Microsoft’s fourth argument goes back to the heart of the problem created by using Quinn Emanuel in the manner anticipated by the IRS.  Microsoft argues that the participation of this private law firm in the questioning of the witnesses places the firm in an impermissible position of conducting the examination.  In addition to the arguments about Quinn Emanuel’s role in the audit and whether that role exceeds the role permitted by statute, Microsoft also makes an argument, in response to replies it received from the IRS about the role of Quinn Emanuel that “QE’s admitted role in providing the IRS with a “legal assessment” of its case is contrary to Section 7803(b)’s requirement that legal advice to the IRS be provided by the Office of Chief Counsel, which resides under a separate branch of the Treasury Department from the IRS.”  The 7803 raises a different statutory argument than Microsoft raised in its attack on the regulation.  Here, the argument centers on who is the lawyer for the IRS.  Can the IRS go out and hire new or additional lawyers if it does not find it is getting the service or expertise it needs from its own lawyers or does the statute limit it to using the government lawyers mentioned in the statute?  In its responses to Quinn Emanuel’s role, the IRS seems to move them away from assisters to the revenue agents to the role of attorney.  That may help in arguing that the role does not take away the government function of examination but does it create an opening that if the role is really that of lawyer the role now runs afoul of another provision of the code.

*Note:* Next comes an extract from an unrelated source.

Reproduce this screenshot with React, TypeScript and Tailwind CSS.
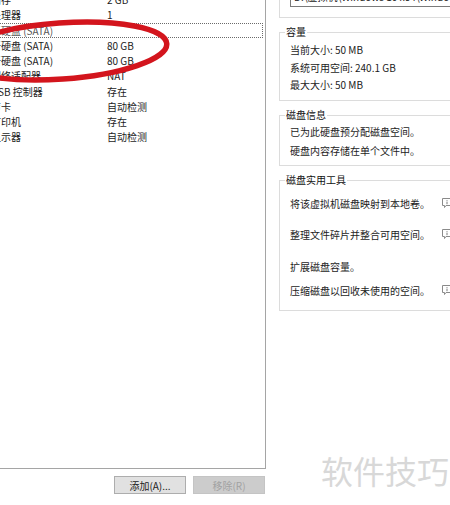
import React from 'react';

const rows: { name: string; value: string; selected?: boolean }[] = [
	{ name: '内存', value: '2 GB' },
	{ name: '处理器', value: '1' },
	{ name: '新硬盘 (SATA)', value: '', selected: true },
	{ name: '新硬盘 (SATA)', value: '80 GB' },
	{ name: '新硬盘 (SATA)', value: '80 GB' },
	{ name: '网络适配器', value: 'NAT' },
	{ name: 'USB 控制器', value: '存在' },
	{ name: '声卡', value: '自动检测' },
	{ name: '打印机', value: '存在' },
	{ name: '显示器', value: '自动检测' },
];

const InfoIcon = () => (
	<svg width="10" height="10" viewBox="0 0 10 10" className="shrink-0">
		<path d="M0.5 7.5V0.5H9.5V7.5H4L2.5 9.5V7.5Z" fill="white" stroke="#8a8a8a" strokeWidth="1" />
		<path d="M5 2v0.8M5 3.6v2.6" stroke="#7a7a7a" strokeWidth="1" />
	</svg>
);

const GroupLabel = ({ children }: { children: React.ReactNode }) => (
	<div className="-mt-[9px] ml-[5px] self-start bg-white px-[1px] leading-[16px] text-[#111]">{children}</div>
);

export default function App() {
	return (
		<div className="relative flex h-[505px] w-[450px] overflow-hidden bg-white font-['Noto_Sans_CJK_SC','Noto_Sans',sans-serif] text-[10px] text-[#1c1c1c]">
			{/* hardware list */}
			<div className="flex w-[266px] shrink-0 flex-col">
				<div className="h-[469px] overflow-hidden border-r border-b border-[#a5a5a5] bg-white">
					<div className="-mt-[8px] -ml-[9px] w-[272px]">
						{rows.map((r, i) => (
							<div
								key={i}
								className={
									'flex h-[15.25px] items-center whitespace-nowrap ' +
									(r.selected ? 'outline-1 -outline-offset-1 outline-dotted outline-[#6a6a6a] text-[#555]' : '')
								}
							>
								<span className="w-[116px]">{r.name}</span>
								<span>{r.value}</span>
							</div>
						))}
					</div>
				</div>
				<div className="mt-[7px] flex justify-end gap-[7px] pr-[1px]">
					<button className="flex h-[18px] w-[72px] items-center justify-center border border-[#adadad] bg-[#e1e1e1] text-[#222]">
						添加(A)...
					</button>
					<button className="flex h-[18px] w-[72px] items-center justify-center border border-[#c4c4c4] bg-[#cccccc] text-[#a2a2a2]">
						移除(R)
					</button>
				</div>
			</div>

			{/* disk settings */}
			<div className="ml-[13px] flex w-[200px] shrink-0 flex-col">
				<div className="h-[18px] border-r border-b border-l border-[#dcdcdc]">
					<div className="-mt-[15px] ml-[10px] h-[22px] w-[200px] overflow-hidden whitespace-nowrap border border-[#7a7a7a] pt-[3px] pl-[3px] leading-[16px] text-[#222]">
						D:\虚拟机\Windows 10 x64\Windows 10 x64.vmdk
					</div>
				</div>

				<div className="mt-[14px] flex h-[69px] flex-col border border-[#dcdcdc]">
					<GroupLabel>容量</GroupLabel>
					<div className="mt-[1px] pl-[10px] leading-[17.5px]">
						<div>当前大小: 50 MB</div>
						<div>系统可用空间: 240.1 GB</div>
						<div>最大大小: 50 MB</div>
					</div>
				</div>

				<div className="mt-[14px] flex h-[51px] flex-col border border-[#dcdcdc]">
					<GroupLabel>磁盘信息</GroupLabel>
					<div className="pl-[10px] leading-[18.5px]">
						<div>已为此硬盘预分配磁盘空间。</div>
						<div>硬盘内容存储在单个文件中。</div>
					</div>
				</div>

				<div className="mt-[14px] flex h-[131px] flex-col border border-[#dcdcdc]">
					<GroupLabel>磁盘实用工具</GroupLabel>
					<div className="pl-[10px]">
						<div className="flex h-[30px] items-center">
							<span className="w-[152px] whitespace-nowrap">将该虚拟机磁盘映射到本地卷。</span>
							<InfoIcon />
						</div>
						<div className="flex h-[32px] items-center">
							<span className="w-[152px] whitespace-nowrap">整理文件碎片并整合可用空间。</span>
							<InfoIcon />
						</div>
						<div className="flex h-[32px] items-center">
							<span className="w-[152px] whitespace-nowrap">扩展磁盘容量。</span>
						</div>
						<div className="flex h-[16px] items-center">
							<span className="w-[152px] whitespace-nowrap">压缩磁盘以回收未使用的空间。</span>
							<InfoIcon />
						</div>
					</div>
				</div>
			</div>

			{/* red hand-drawn mark */}
			<svg className="pointer-events-none absolute top-0 left-0" width="270" height="100" viewBox="0 0 270 100">
				<ellipse cx="61" cy="51" rx="106" ry="28" transform="rotate(-4 61 51)" fill="none" stroke="#d3151d" strokeWidth="5.5" />
			</svg>

			{/* watermark */}
			<div className="pointer-events-none absolute top-[449px] left-[321px] text-[32px] leading-[42px] text-[#d8d8d8]">
				软件技巧
			</div>
		</div>
	);
}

The case presents an interesting look at the proper role of the government and of those assisting the government.  Congress decided it wanted whistleblowers to assist the IRS in finding taxpayers it might not otherwise find.  Congress seems poised to try for a second time to foist private debt collectors off on the IRS.  Has Congress given the IRS the authority to allow contractors to perform something very close to a function reserved for government employees or is this contract just a simple hiring of a contractor in the ordinary (except for the need for the temporary regulation) course of business?